Kansas’ Three-Point Shooting Woes Continue to Mount

Posted by Brian Goodman on March 13th, 2015

At one of the most important times of the season, Kansas continues to go cold from deep. The Jayhawks pulled out an ugly, foul-plagued, over-officiated win versus an improved TCU team on Thursday, but their prolonged slump from beyond the arc also hit a new level of futility. For the second time in 10 days, the Jayhawks failed to hit a single three-pointer, making Bill Self’s club the only power conference team this season to go without a long ball in two separate games. Kansas’ dip hasn’t been confined to just those two outings, though. Over the Jayhawks’ last five contests, they’ve converted just 8-of-56 attempts for a ice-cold clip of 14 percent. With all due respect to Division I’s low-majors, you’re practically guaranteed to see eight threes find nylon if you flip on one of their games.

A return to normalcy from deep would put Bill Self more at ease.

A return to normalcy from deep would put Bill Self at ease with Selection Sunday two days away. (USA Today)
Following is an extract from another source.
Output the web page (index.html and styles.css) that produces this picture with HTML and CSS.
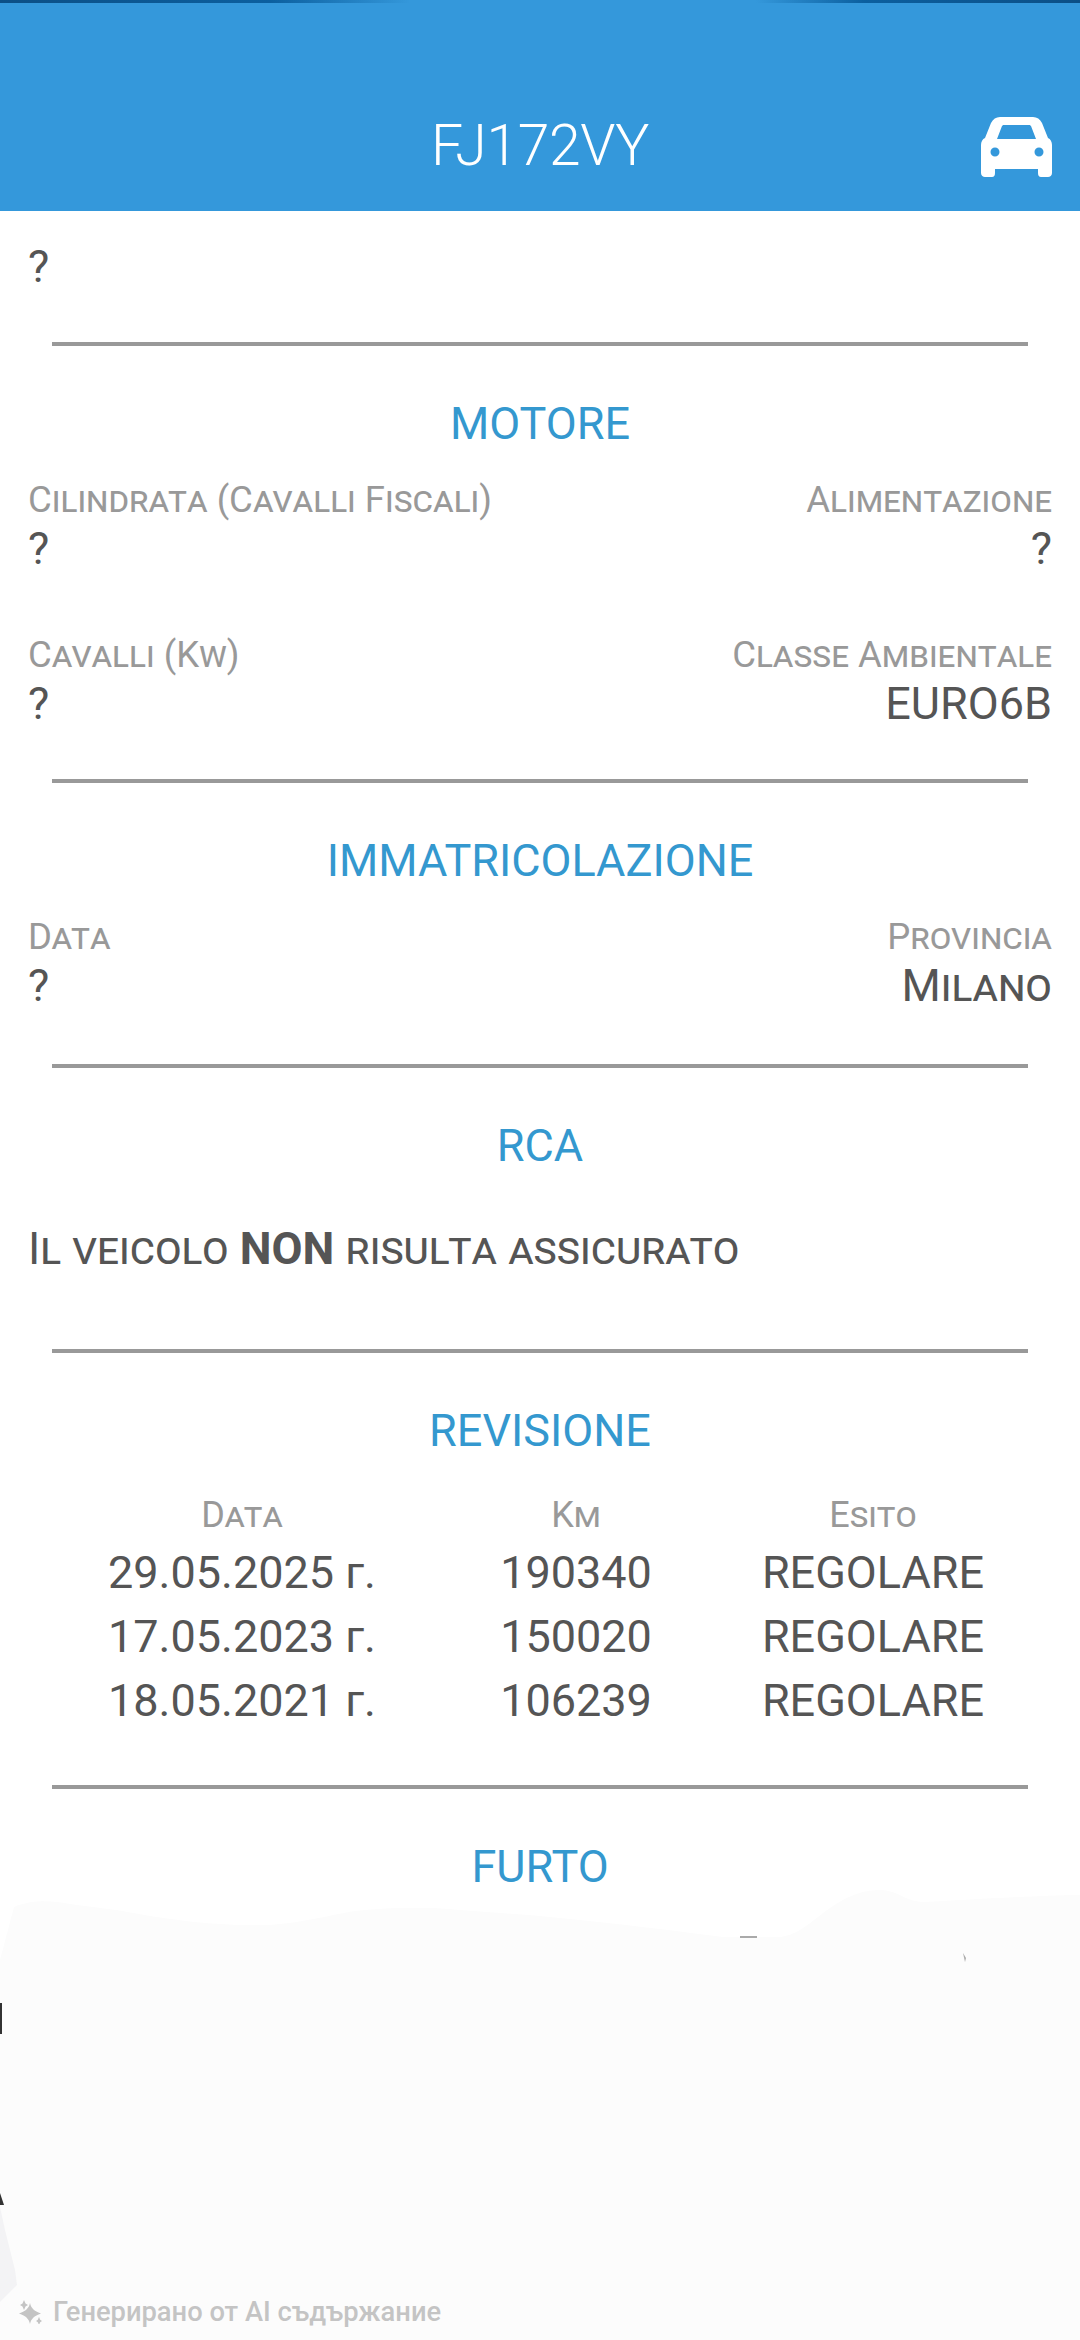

What’s especially confounding is that Kansas is supposed to be a team stacked with shooters. Even amid its current streak of ineffectiveness, Self has six players who are hitting 35 percent or better on the season from distance. In the press conference following yesterday’s quarterfinal win, the head coach tried to spin another tough shooting day however he could, saying that this kind of a stretch can lead to sharper focus on defense and rebounding. To the Jayhawks’ credit, they defended well against the TCU offense and won the rebounding battle for the first time in three games against the Horned Frogs.

While Self doesn’t want his team to fall in love with the three, he’d likely be the first to say that advancing in the NCAA Tournament will prove extremely difficult without hitting them with some regularity. The Jayhawks have pieced wins together in spite of their ongoing cold snap, but he knows all too well how one bad shooting day can end a promising season on a sour note. Against Stanford in last year’s NCAA Tournament, Kansas made only 5-of-16 shots from beyond the arc. A run to the 2012 title game was nearly cut short twice when the Jayhawks shot a combined 4-of-25 from distance in nail-biting wins over NC State and Ohio State. When VCU upended Kansas in 2011, the Jayhawks were 2-of-21 from deep. Against Northern Iowa in the year prior to that, they were 6-of-23. Self’s teams have seen this problem arise in March before.

Even though he’s been quoted as saying that three-pointers are “fool’s gold,” Self needs players like Brannen Greene, Wayne Selden and Kelly Oubre to find their perimeter shooting strokes. This is probably one of the weakest teams Kansas has fielded during its improbable run of 11 straight Big 12 titles, but consistently strong three-point shooting (37.7%; 47th nationally) has been a key reason why the Jayhawks have continued winning despite the absence of a reliable post threat and struggles to generate turnovers. The Jayhawks will have favorable crowd support for as long as their stay in Kansas City lasts, and contributions from Oubre and Landen Lucas have kept Perry Ellis‘ sprained knee and Cliff Alexander‘s eligibility issues from becoming bigger factors. Furthermore, Kansas looks like a safe bet to for a #2 seed no matter what happens this weekend. Whether the Jayhawks snap out of their long-range shooting funk tonight against Baylor or continue to clank all of those deep shots won’t make much of a difference as far as Selection Sunday is concerned, but a return to the level of shooting we’re used to seeing with this group would help alleviate concerns heading into the Big Dance.